• WHAT IS BEING ASKED: Print the listing from its top line through the line containing "h-[1047px] flex-col overflow-hidden", nothing more, and leave out the pictures.

• SUPPLIED MATERIAL:
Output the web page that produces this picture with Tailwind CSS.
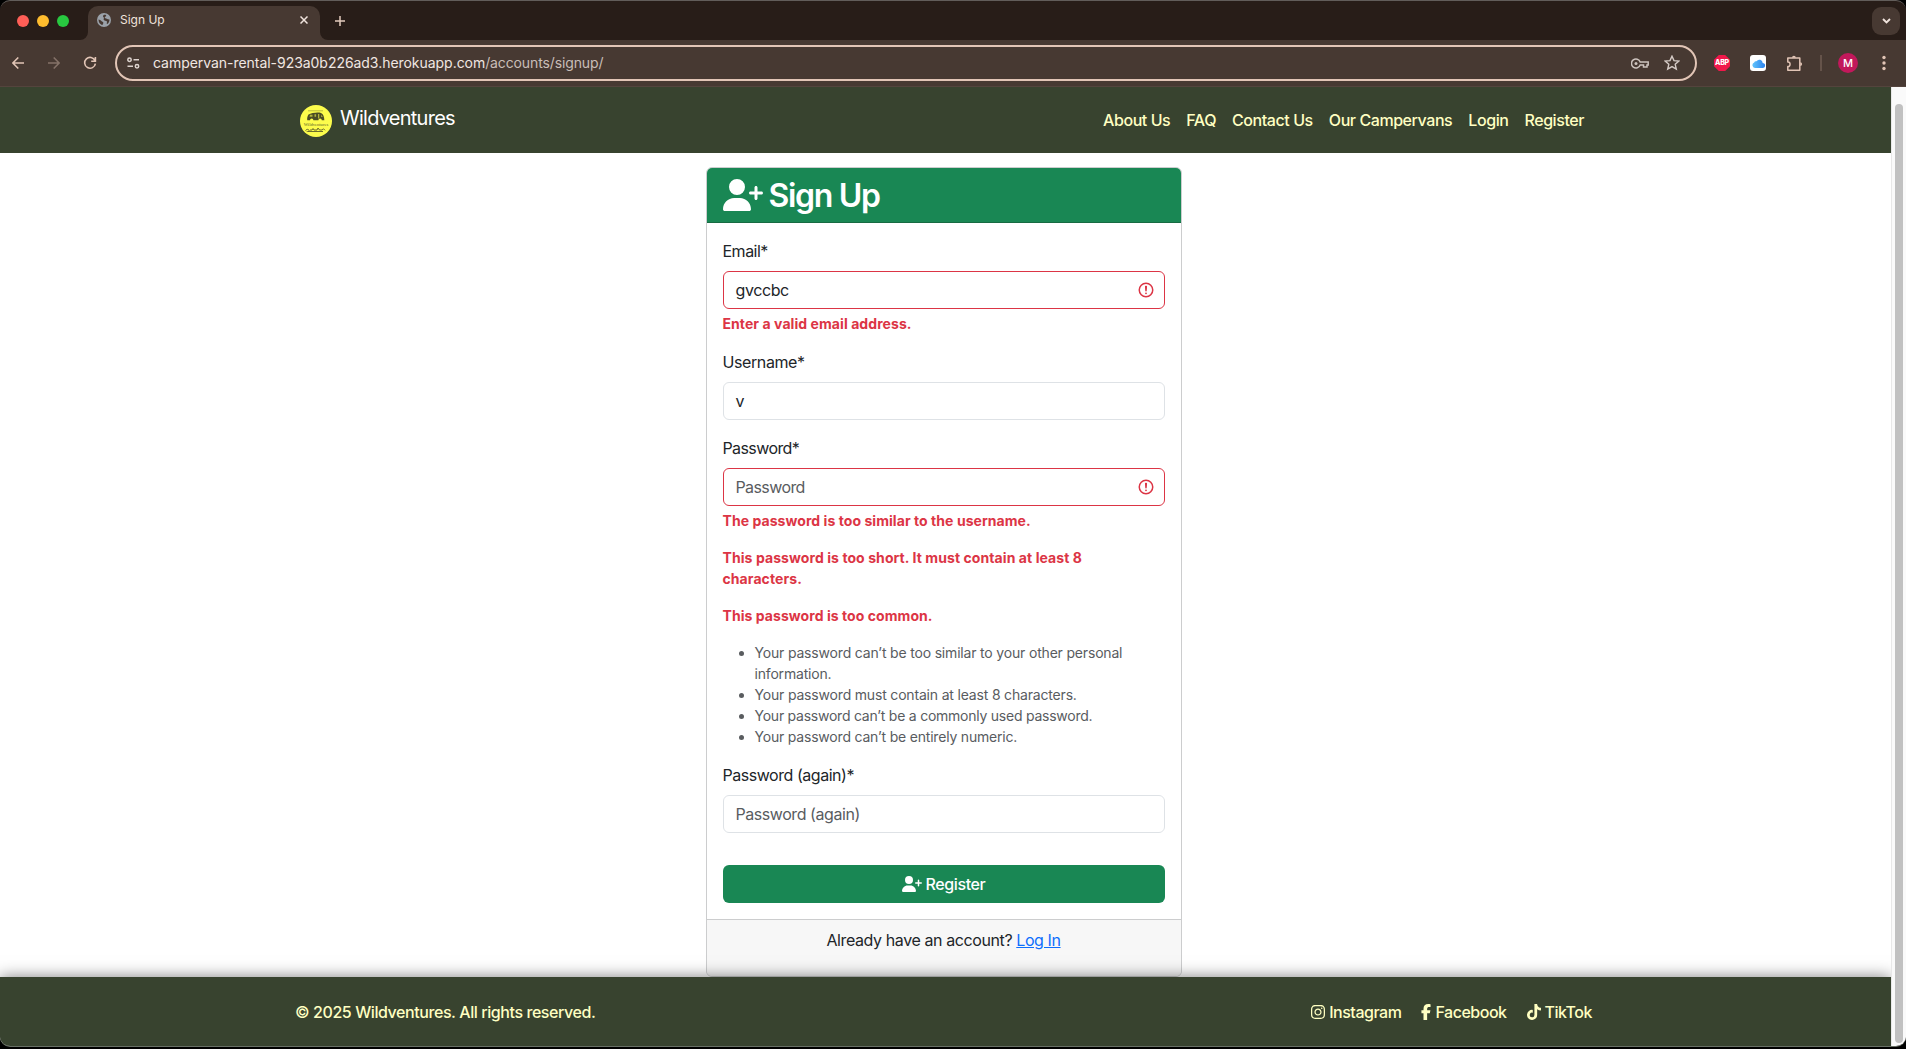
<!DOCTYPE html>
<html lang="en">
<head>
<meta charset="utf-8">
<title>Sign Up</title>
<script src="https://cdn.jsdelivr.net/npm/@tailwindcss/browser@4"></script>
</head>
<body class="bg-black font-[Inter,sans-serif] text-[#212529]">
<svg class="hidden">
  <symbol id="user-plus" viewBox="0 0 640 512"><path d="M96 128a128 128 0 1 1 256 0A128 128 0 1 1 96 128zM0 482.3C0 383.8 79.8 304 178.3 304l91.4 0C368.2 304 448 383.8 448 482.3c0 16.4-13.3 29.7-29.7 29.7L29.7 512C13.3 512 0 498.7 0 482.3zM504 312l0-64-64 0c-13.3 0-24-10.7-24-24s10.7-24 24-24l64 0 0-64c0-13.3 10.7-24 24-24s24 10.7 24 24l0 64 64 0c13.3 0 24 10.7 24 24s-10.7 24-24 24l-64 0 0 64c0 13.3-10.7 24-24 24s-24-10.7-24-24z"/></symbol>
  <symbol id="invalid" viewBox="0 0 12 12"><circle cx="6" cy="6" r="4.5" fill="none" stroke="#dc3545"/><path stroke="#dc3545" stroke-linejoin="round" d="M5.8 3.6h.4L6 6.5z"/><circle cx="6" cy="8.2" r=".6" fill="#dc3545"/></symbol>
</svg>
<div class="flex h-[1047px] flex-col overflow-hidden rounded-b-[10px] border-b border-[#687065]">

  <!-- Tab strip -->
  <div class="flex h-10 shrink-0 items-center rounded-t-[10px] border-t border-[#625d5a] bg-[#281d18]">
    <div class="flex w-20 gap-2 pl-[17px]">
      <span class="size-3 rounded-full bg-[#ff5f57]"></span>
      <span class="size-3 rounded-full bg-[#febc2e]"></span>
      <span class="size-3 rounded-full bg-[#28c840]"></span>
    </div>
    <div class="flex h-full w-2 items-end"><svg class="size-2 fill-[#473932]" viewBox="0 0 8 8"><path d="M8 0v8H0a8 8 0 0 0 8-8z"/></svg></div>
    <div class="flex h-[34px] w-[232px] items-center self-end rounded-t-[10px] bg-[#473932] pb-1.5">
      <svg class="ml-[9px] size-[14px]" viewBox="0 0 14 14"><circle cx="7" cy="7" r="7" fill="#9aa1a9"/><path d="M7.200 1.800c1.200-.3 2 .2 2.100 1-.1.900-1.500.8-1.600 1.700 0 .8 1.400.8 2.100 1.200.9.500 1.500.9 2.700.8-.1 2-.9 3.500-2.100 4.600-.8-.2-.9-1-.5-1.600.4-.8 0-1.400-.8-1.600-1.100-.2-2.300-.3-2.500-1.300-.1-.9.700-1.300.2-2-.4-.6-1-.9-.8-1.600.1-.6.600-1 1.200-1.200z" fill="#473932"/><path d="M1.500 6.600c1.200.1 2.200.6 2.900 1.400.6.700 1.900.8 2 1.800 0 .8-.6 1-.7 1.700-.1.400-.4.600-.8.500C2.900 11.200 1.500 9.200 1.500 6.600z" fill="#473932"/></svg>
      <span class="ml-[9px] text-xs text-[#f1e4dd]">Sign Up</span>
      <svg class="mr-3 ml-auto size-2 stroke-[#f1e4dd]" viewBox="0 0 8 8" stroke-width="1.5"><path d="M.5.5l7 7M7.500.5l-7 7"/></svg>
    </div>
    <div class="flex h-full w-2 items-end"><svg class="size-2 fill-[#473932]" viewBox="0 0 8 8"><path d="M0 0v8h8a8 8 0 0 1-8-8z"/></svg></div>
    <svg class="ml-[7px] size-[10px] stroke-[#e2cabc]" viewBox="0 0 10 10" stroke-width="1.5"><path d="M5 0v10M0 5h10"/></svg>
    <div class="mr-1.5 ml-auto flex size-7 items-center justify-center rounded-[9px] bg-[#473932]">
      <svg class="h-[6px] w-[9px] fill-none stroke-[#f1e4dd]" viewBox="0 0 9 6" stroke-width="1.900"><path d="M1 1l3.500 3.500L8 1"/></svg>
    </div>
  </div>

  <!-- Toolbar -->
  <div class="flex h-[47px] shrink-0 items-center border-b border-[#54443d] bg-[#473932] pl-3">
    <svg class="size-3 fill-none stroke-[#e2c5b6]" viewBox="0 0 12 12" stroke-width="1.500"><path d="M12 6H1M6.300.5L.9 6l5.400 5.500"/></svg>
    <svg class="ml-6 size-3 fill-none stroke-[#857268]" viewBox="0 0 12 12" stroke-width="1.500"><path d="M0 6h11M5.700.5L11.100 6l-5.400 5.500"/></svg>
    <svg class="ml-[23px] size-[14px] fill-none stroke-[#e2c5b6]" viewBox="0 0 14 14" stroke-width="1.600"><path d="M12 4.600A5.400 5.400 0 1 0 12.400 7.600M12.400 1v4.200H8.200"/></svg>
    <div class="ml-[18px] flex h-9 w-[1582px] items-center rounded-full border-2 border-[#e2c5b6] pr-[15px] pl-[10px]">
      <svg class="h-3 w-[13px] fill-none stroke-[#ddd3ce]" viewBox="0 0 13 12" stroke-width="1.500"><circle cx="2.500" cy="2.700" r="1.700"/><path d="M6.500 2.700H12M.5 9.300h5.500"/><circle cx="10" cy="9.300" r="1.700"/></svg>
      <span class="ml-[13px] text-sm tracking-[-0.04px] text-[#f1e7e2]">campervan-rental-923a0b226ad3.herokuapp.com<span class="tracking-[-0.12px] text-[#c9beb8]">/accounts/signup/</span></span>
      <svg class="ml-auto h-[11px] w-[18px] fill-none stroke-[#cdc3be]" viewBox="0 0 18 11" stroke-width="1.500"><path d="M9.200 4A4.500 4.500 0 1 0 9.200 7h3.300v2h3.500V7h1.200V4z"/><circle cx="5" cy="5.500" r="1.500" fill="#cdc3be" stroke="none"/></svg>
      <svg class="ml-[15px] size-[16px] fill-none stroke-[#d5cbc6]" viewBox="0 0 16 16" stroke-width="1.400"><path d="M8 1.200l2 4.400 4.900.5-3.700 3.200 1.100 4.800L8 11.600l-4.300 2.500 1.100-4.800-3.700-3.200 4.900-.5z"/></svg>
    </div>
    <div class="ml-[17px] flex size-4 items-center justify-center bg-[#f0184a] text-[7px] font-extrabold tracking-[-0.2px] text-white [clip-path:polygon(30%_0,70%_0,100%_30%,100%_70%,70%_100%,30%_100%,0_70%,0_30%)]">ABP</div>
    <div class="ml-5 flex size-4 items-center justify-center rounded-[3px] bg-white">
      <svg class="h-[9px] w-[13px]" viewBox="0 0 13 9"><defs><linearGradient id="cloud"><stop stop-color="#62c4fb"/><stop offset="1" stop-color="#2a82f0"/></linearGradient></defs><path fill="url(#cloud)" d="M3 9a2.800 2.800 0 0 1-.8-5.400 2 2 0 0 1 2.300-1.400A3.400 3.400 0 0 1 10.700 4 2.500 2.500 0 0 1 10.500 9z"/></svg>
    </div>
    <svg class="ml-[20px] size-[17px] fill-none stroke-[#e2c5b6]" viewBox="0 0 17 17" stroke-width="1.500" stroke-linejoin="round"><path d="M1.800 3h12v12.300H1.800v-3.700c3 .2 3-4.900 0-4.700z"/><path d="M6 2.700a1.900 1.900 0 0 1 3.800 0zM14.200 7.200a1.900 1.900 0 0 1 0 3.800z" fill="#e2c5b6" stroke="none"/></svg>
    <span class="ml-[17px] h-4 w-0.5 bg-[#65534a]"></span>
    <span class="ml-4 flex size-5 items-center justify-center rounded-full bg-[#c2185b] text-[11px] font-medium text-white">M</span>
    <svg class="ml-[24px] h-[16px] w-[4px] fill-[#e2c5b6]" viewBox="0 0 4 16"><circle cx="2" cy="2.500" r="1.700"/><circle cx="2" cy="8" r="1.700"/><circle cx="2" cy="13.500" r="1.700"/></svg>
  </div>

  <!-- Page -->
  <div class="flex min-h-0 flex-1">
    <div class="flex w-[1891px] flex-col bg-white tracking-[-0.4px]">
      <nav class="flex h-[66px] shrink-0 items-center bg-[#38432f] pr-[307px] pl-[300px]">
        <svg class="mt-px size-8" viewBox="0 0 32 32">
          <circle cx="16" cy="16" r="16" fill="#fcfc4c"/>
          <path d="M8 5.800h15" stroke="#8f9034" stroke-width=".6"/>
          <path fill="#4b4c25" d="M8.500 9.500c3-2 10-2.600 12.500-1.600 2.200 1 3.400 4 3.300 7.400h-2.500a1.700 1.700 0 0 0-3.400 0h-5a1.700 1.700 0 0 0-3.400 0H7.300c-.5-2 .2-4.300 1.200-5.800z"/>
          <path fill="#b3b33c" d="M10 9.800h2.500v2H9.500zM14.500 9.300h1.600v2.500h-1.600zM18 9h1.300v4.500H18zM21.200 9.500l1.500 2.500h-1.500z"/>
          <text x="16" y="20.800" font-size="4.600" font-family="Liberation Serif" text-anchor="middle" fill="#5b5c28" letter-spacing="0">Wildventures</text>
          <path fill="none" stroke="#5b5c28" stroke-width=".9" d="M5.500 25.500c1-1.500 3-1.500 3.500-.3s-2 1.800-2.500.8M10 25h2l1-1.500 1 1.500h3l1-2 1.500 2H22l1.500-1.200 1.500 1.500M8 26.500h15"/>
        </svg>
        <span class="-mt-1 ml-2 text-xl tracking-[-0.75px] text-white">Wildventures</span>
        <div class="ml-auto flex gap-4 text-base font-[450] tracking-[-0.43px] text-[#ffffc2]">
          <a>About Us</a><a>FAQ</a><a>Contact Us</a><a>Our Campervans</a><a>Login</a><a>Register</a>
        </div>
      </nav>

      <main class="flex min-h-0 flex-1 flex-col items-center pt-[14px]">
        <div class="-ml-[4px] w-[476px] shrink-0 overflow-hidden rounded-md border border-[#cccdce]">
          <div class="flex h-[55px] items-center gap-[6px] border-b border-[#176b42] bg-[#198754] px-4">
            <svg class="h-8 w-10 fill-white"><use href="#user-plus"/></svg>
            <h2 class="mt-0.5 text-[32px] leading-[38px] font-semibold tracking-[-1.300px] text-white">Sign Up</h2>
          </div>
          <div class="px-[16px] pt-4 pb-4">
            <label class="mb-2 block leading-6 tracking-[-0.500px]">Email*</label>
            <div class="flex h-[38px] items-center justify-between rounded-md border border-[#dc3545] pr-[9px] pl-3 tracking-[-0.4px]">gvccbc<svg class="size-[18px]"><use href="#invalid"/></svg></div>
            <p class="mt-1 mb-4 text-sm leading-[21px] font-bold tracking-[0.07px] text-[#dc3545]">Enter a valid email address.</p>
            <label class="mb-2 block leading-6">Username*</label>
            <div class="mb-4 flex h-[38px] items-center rounded-md border border-[#dee2e6] px-3">v</div>
            <label class="mb-2 block leading-6 tracking-[-0.6px]">Password*</label>
            <div class="flex h-[38px] items-center justify-between rounded-md border border-[#dc3545] pr-[9px] pl-3 tracking-[-0.6px] text-[#595c5f]">Password<svg class="size-[18px]"><use href="#invalid"/></svg></div>
            <div class="mt-1 mb-4 flex flex-col gap-4 text-sm leading-[21px] font-bold tracking-[0.06px] text-[#dc3545]">
              <p>The password is too similar to the username.</p>
              <p class="tracking-[0.08px]">This password is too short. It must contain at least 8<br>characters.</p>
              <p>This password is too common.</p>
            </div>
            <ul class="mb-4 list-disc pl-8 text-sm leading-[21px] tracking-[-0.2px] text-[#595c5f]">
              <li class="tracking-[-0.18px]">Your password can’t be too similar to your other personal<br>information.</li>
              <li class="tracking-[-0.18px]">Your password must contain at least 8 characters.</li>
              <li class="tracking-[-0.24px]">Your password can’t be a commonly used password.</li>
              <li>Your password can’t be entirely numeric.</li>
            </ul>
            <label class="mb-2 block leading-6 tracking-[-0.46px]">Password (again)*</label>
            <div class="flex h-[38px] items-center rounded-md border border-[#dee2e6] px-3 tracking-[-0.44px] text-[#595c5f]">Password (again)</div>
            <div class="mt-8 flex h-[38px] items-center justify-center gap-1 rounded-md bg-[#198754] font-[450] tracking-[-0.4px] text-white"><svg class="h-4 w-5 fill-white"><use href="#user-plus"/></svg>Register</div>
          </div>
          <div class="h-[57px] border-t border-[#cccdce] bg-[#f7f7f7] pt-2 text-center leading-6">Already have an account? <a class="text-[#0d6efd] underline">Log In</a></div>
        </div>
      </main>

      <footer class="relative flex h-[69px] shrink-0 items-center bg-[#38432f] pr-[299px] pl-[295px] font-[450] tracking-[-0.42px] text-[#ffffc2] shadow-[0_0_15px_rgba(0,0,0,0.5)]">
        <span>© 2025 Wildventures. All rights reserved.</span>
        <div class="ml-auto flex gap-5 tracking-[-0.48px]">
          <a class="flex items-center gap-1"><svg class="h-4 w-[14px] fill-current" viewBox="0 0 448 512"><path d="M224.100 141c-63.600 0-114.900 51.300-114.900 114.900s51.300 114.900 114.900 114.900S339 319.500 339 255.900 287.700 141 224.100 141zm0 189.600c-41.100 0-74.700-33.500-74.700-74.700s33.500-74.700 74.700-74.700 74.700 33.500 74.700 74.700-33.600 74.700-74.700 74.700zm146.400-194.300c0 14.900-12 26.800-26.800 26.800-14.900 0-26.800-12-26.800-26.800s12-26.800 26.800-26.800 26.800 12 26.800 26.800zm76.100 27.200c-1.700-35.900-9.900-67.700-36.200-93.900-26.200-26.200-58-34.400-93.900-36.200-37-2.100-147.900-2.100-184.900 0-35.800 1.700-67.600 9.900-93.900 36.100s-34.400 58-36.200 93.900c-2.100 37-2.100 147.900 0 184.900 1.700 35.900 9.900 67.700 36.200 93.900s58 34.400 93.900 36.200c37 2.100 147.900 2.100 184.900 0 35.900-1.700 67.700-9.900 93.900-36.200 26.200-26.200 34.400-58 36.200-93.900 2.100-37 2.100-147.800 0-184.800zM398.800 388c-7.800 19.600-22.900 34.700-42.600 42.600-29.500 11.700-99.500 9-132.100 9s-102.700 2.600-132.100-9c-19.600-7.800-34.700-22.900-42.600-42.600-11.700-29.500-9-99.500-9-132.100s-2.600-102.700 9-132.100c7.800-19.600 22.900-34.700 42.600-42.600 29.500-11.700 99.500-9 132.100-9s102.700-2.600 132.100 9c19.600 7.800 34.700 22.900 42.600 42.600 11.700 29.500 9 99.500 9 132.100s2.700 102.700-9 132.100z"/></svg>Instagram</a>
          <a class="flex items-center gap-1"><svg class="h-4 w-[10px] fill-current" viewBox="0 0 320 512"><path d="M80 299.300V512H196V299.300h86.500l18-97.800H196V166.900c0-51.700 20.300-71.500 72.700-71.500c16.300 0 29.400 .4 37 1.200V7.900C291.400 4 256.400 0 236.200 0C129.300 0 80 50.500 80 159.400v42.100H14v97.800H80z"/></svg>Facebook</a>
          <a class="flex items-center gap-1"><svg class="h-4 w-[14px] fill-current" viewBox="0 0 448 512"><path d="M448,209.910a210.060,210.060,0,0,1-122.770-39.250V349.380A162.550,162.550,0,1,1,185,188.310V278.200a74.620,74.620,0,1,0,52.230,71.180V0l88,0a121.180,121.180,0,0,0,1.860,22.170h0A122.180,122.180,0,0,0,381,102.390a121.430,121.430,0,0,0,67,20.140Z"/></svg>TikTok</a>
        </div>
      </footer>
    </div>
    <div class="relative z-10 flex-1 border-l border-[#e8e8e8] bg-[#fafafa] pt-[17px] pl-[3px]"><div class="h-[939px] w-2 rounded-full bg-[#c1c1c1]"></div></div>
  </div>
</div>
</body>
</html>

• RESULT:
Output the web page that produces this picture with Tailwind CSS.
<!DOCTYPE html>
<html lang="en">
<head>
<meta charset="utf-8">
<title>Sign Up</title>
<script src="https://cdn.jsdelivr.net/npm/@tailwindcss/browser@4"></script>
</head>
<body class="bg-black font-[Inter,sans-serif] text-[#212529]">
<svg class="hidden">
  <symbol id="user-plus" viewBox="0 0 640 512"><path d="M96 128a128 128 0 1 1 256 0A128 128 0 1 1 96 128zM0 482.3C0 383.8 79.8 304 178.3 304l91.4 0C368.2 304 448 383.8 448 482.3c0 16.4-13.3 29.7-29.7 29.7L29.7 512C13.3 512 0 498.7 0 482.3zM504 312l0-64-64 0c-13.3 0-24-10.7-24-24s10.7-24 24-24l64 0 0-64c0-13.3 10.7-24 24-24s24 10.7 24 24l0 64 64 0c13.3 0 24 10.7 24 24s-10.7 24-24 24l-64 0 0 64c0 13.3-10.7 24-24 24s-24-10.7-24-24z"/></symbol>
  <symbol id="invalid" viewBox="0 0 12 12"><circle cx="6" cy="6" r="4.5" fill="none" stroke="#dc3545"/><path stroke="#dc3545" stroke-linejoin="round" d="M5.8 3.6h.4L6 6.5z"/><circle cx="6" cy="8.2" r=".6" fill="#dc3545"/></symbol>
</svg>
<div class="flex h-[1047px] flex-col overflow-hidden rounded-b-[10px] border-b border-[#687065]">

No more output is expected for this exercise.